[Date Prev][Date Next][Thread Prev][Thread Next][Thread Index]

Re: [XaraXtreme-dev] Doesn't start on Suse



On Fri, 14 Apr 2006 12:59:42 +0100, Alex Bligh wrote:
> 
> > As such Linux is incredibly user hostile and Windows is a lot more user
> > friendly (and I'm talking normal users here who just double click a file
> > and expect to see something, if only an error, happen.)
> 
> Sure, but that, it seems to me, is largely the desktop's problem. If
> you click on a pogram that says "I can't run" and reports the
> error as best it can, you get nothing back.

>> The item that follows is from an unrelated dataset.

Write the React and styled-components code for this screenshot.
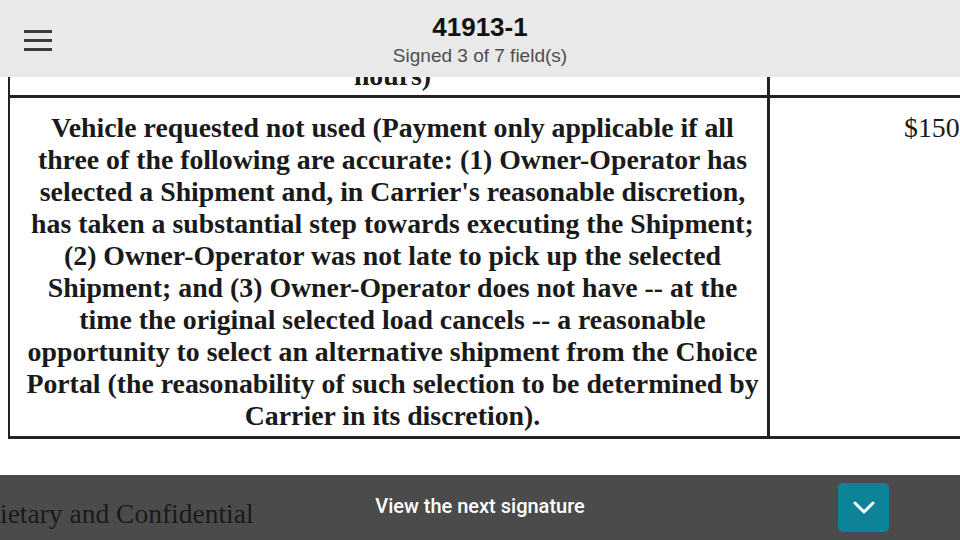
import React from 'react';
import styled, { createGlobalStyle } from 'styled-components';

const GlobalStyle = createGlobalStyle`
  html, body {
    margin: 0;
    padding: 0;
    background: #ffffff;
  }
  #root {
    width: 960px;
    height: 540px;
  }
`;

const Screen = styled.div`
  width: 960px;
  height: 540px;
  display: flex;
  flex-direction: column;
  overflow: hidden;
  background: #ffffff;
`;

const Header = styled.header`
  flex: 0 0 77px;
  position: relative;
  display: flex;
  flex-direction: column;
  align-items: center;
  justify-content: center;
  background: #e9e9e9;
  font-family: 'Liberation Sans', Arial, sans-serif;
`;

const MenuButton = styled.button`
  position: absolute;
  left: 24px;
  top: 30px;
  width: 28px;
  height: 21px;
  padding: 0;
  border: 0;
  background: transparent;
  display: flex;
  flex-direction: column;
  justify-content: space-between;

  & span {
    display: block;
    height: 3px;
    background: #3a3a3a;
  }
`;

const Title = styled.h1`
  margin: 0;
  font-size: 26px;
  font-weight: 700;
  color: #111111;
  line-height: 30px;
  margin-top: 2px;
`;

const Subtitle = styled.div`
  margin-top: 3px;
  font-size: 19px;
  color: #4e4e4e;
  line-height: 22px;
`;

const DocArea = styled.main`
  flex: 1;
  overflow: hidden;
  background: #ffffff;
  font-family: 'Liberation Serif', 'Times New Roman', serif;
  color: #1a1a1a;
`;

const Table = styled.div`
  margin-top: -14px;
  margin-left: 8px;
  width: 1100px;
  display: grid;
  grid-template-columns: 760px 1fr;
  border-left: 2px solid #222;
  border-bottom: 3px solid #222;
`;

const Cell = styled.div`
  border-right: 3px solid #222;
  border-top: ${(p) => (p.$top ? '3px solid #222' : '0')};
  padding: ${(p) => p.$pad || '0'};
  text-align: ${(p) => p.$align || 'center'};
  font-weight: ${(p) => (p.$bold ? 700 : 400)};
  font-size: 27.8px;
  line-height: 32px;
  overflow: hidden;
  height: ${(p) => p.$height || 'auto'};
`;

const Line = styled.span`
  display: block;
  white-space: nowrap;
`;

const BottomBar = styled.footer`
  flex: 0 0 65px;
  display: grid;
  grid-template-columns: 1fr auto 1fr;
  align-items: center;
  background: #4b4b4b;
`;

const Confidential = styled.div`
  font-family: 'Liberation Serif', 'Times New Roman', serif;
  font-size: 27.5px;
  color: #1a1a1a;
  white-space: nowrap;
  margin-top: 12px;
`;

const NextLabel = styled.div`
  font-family: Roboto, 'Liberation Sans', sans-serif;
  font-weight: 500;
  font-size: 20px;
  color: #ffffff;
  margin-top: -4px;
`;

const NextButton = styled.button`
  justify-self: end;
  margin-right: 71px;
  width: 51px;
  height: 49px;
  border: 0;
  border-radius: 5px;
  background: #0c8398;
  display: flex;
  align-items: center;
  justify-content: center;
  padding: 0;
`;

const lines = [
  'Vehicle requested not used (Payment only applicable if all',
  'three of the following are accurate: (1) Owner-Operator has',
  "selected a Shipment and, in Carrier's reasonable discretion,",
  'has taken a substantial step towards executing the Shipment;',
  '(2) Owner-Operator was not late to pick up the selected',
  'Shipment; and (3) Owner-Operator does not have -- at the',
  'time the original selected load cancels -- a reasonable',
  'opportunity to select an alternative shipment from the Choice',
  'Portal (the reasonability of such selection to be determined by',
  'Carrier in its discretion).',
];

export default function App() {
  return (
    <Screen>
      <GlobalStyle />
      <Header>
        <MenuButton aria-label="Menu">
          <span />
          <span />
          <span />
        </MenuButton>
        <Title>41913-1</Title>
        <Subtitle>Signed 3 of 7 field(s)</Subtitle>
      </Header>
      <DocArea>
        <Table>
          <Cell $bold $height="32px" $pad="0 0 0 8px">
            <Line style={{ marginTop: '-3px' }}>hours)</Line>
          </Cell>
          <Cell $height="32px" />
          <Cell $top $bold $pad="14px 0 4px 8px">
            {lines.map((l) => (
              <Line key={l}>{l}</Line>
            ))}
          </Cell>
          <Cell $top $align="left" $pad="14px 0 0 134px">
            $150
          </Cell>
        </Table>
      </DocArea>
      <BottomBar>
        <Confidential>ietary and Confidential</Confidential>
        <NextLabel>View the next signature</NextLabel>
        <NextButton aria-label="Next signature">
          <svg width="22" height="14" viewBox="0 0 22 14" fill="none">
            <path d="M2 2l9 9 9-9" stroke="#fff" strokeWidth="3" strokeLinecap="round" strokeLinejoin="round" />
          </svg>
        </NextButton>
      </BottomBar>
    </Screen>
  );
}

Yes, the answer to the question "Why didn't the errors on stderr
appear in a dialog box" is more a matter of what the desktop software
is doing at the time of double-click, rather than what the application
itself is doing.

However, there are some things that an application can do at this
point to work better with the desktop. For example, there's a startup
notification (draft) specification which applications can use to make
the desktop be aware that an application is trying to start. This is
what allows the desktop software use busy cursors and otherwise
indicate that something is happening. It seems like that might be the
place to solve the failed to start problem, (I'm really not familiar
enough with the spec. to know if it handles this at all yet). The
specification text can be read at:

http://standards.freedesktop.org/startup-notification-spec/startup-notification-0.1.txt

and its status is noted as one of several "draft specification that
are new and not yet widely used, though they may be used by one or
more desktops or desktop applications: " here:

http://freedesktop.org/wiki/Standards

Meanwhile, there is a more fundamental question as to how did the
user's computer ever get into this state where a critical shared
library is missing? You introduced a "normal user" who is just
double-clicking. Fortunately, such users will generally not be able to
easily delete shared libraries, (thanks to some user permission
separation that Linux provides).

So then it's just a matter of getting the application installed
properly in the first place.

The software that is most successful at this is the software that is
well-integrated with the entire distribution. Then it can take
advantage of the distribution's package management with dependency
management etc. My experience with using released versions of Debian
or Fedora, say, is that it is exceedingly rare to find a critical
library missing after installing something with the distributions
packaging tools.

Of course, taking advantage of good integration with the distribution
requires compatible licensing. Xara is definitely on the right track
here, and will get there when it ships with an entirely GPL source
base.

Meanwhile, there are application vendors that choose licensing schemes
that are incompatible with the distributions. These vendors do face
problem with getting libraries properly installed, (and face problems
as system libraries get updated/removed by a packaging system that is
unaware of the application). Some vendors respond by shipping static
builds instead to avoid the problem altogether. But this introduces a
raft of other problems as now the application has frozen all the
security-related bugs of its dependent libraries into its own
application. When the user next updates zlib (or whatever) to fix a
security bug, the application might still be running with the old
buggy version.

So, basically, by choosing this route, the vendor has decided to
accept all the problems that the distribution's packaging system is
already solving, (library dependencies, software updating,
etc.). There are things (you mentioned klik for example) that try to
make this easier, but it's still quite a bit of pain to choose. But,
this is part of the tradeoff that comes when choosing licensing that
means the software cannot be an integrated part of the system.

Fortunately, Xara does not appear to be choosing that route at all.

So my suggestion is: Get to pure GPL as soon as possible, and get
integrated into the main part of as many distributions as
possible. Many problems will "disappear" this way---either directly
solved by the packaging systems or else solved by the actual package
maintainers---either way it means less work for Xara engineers.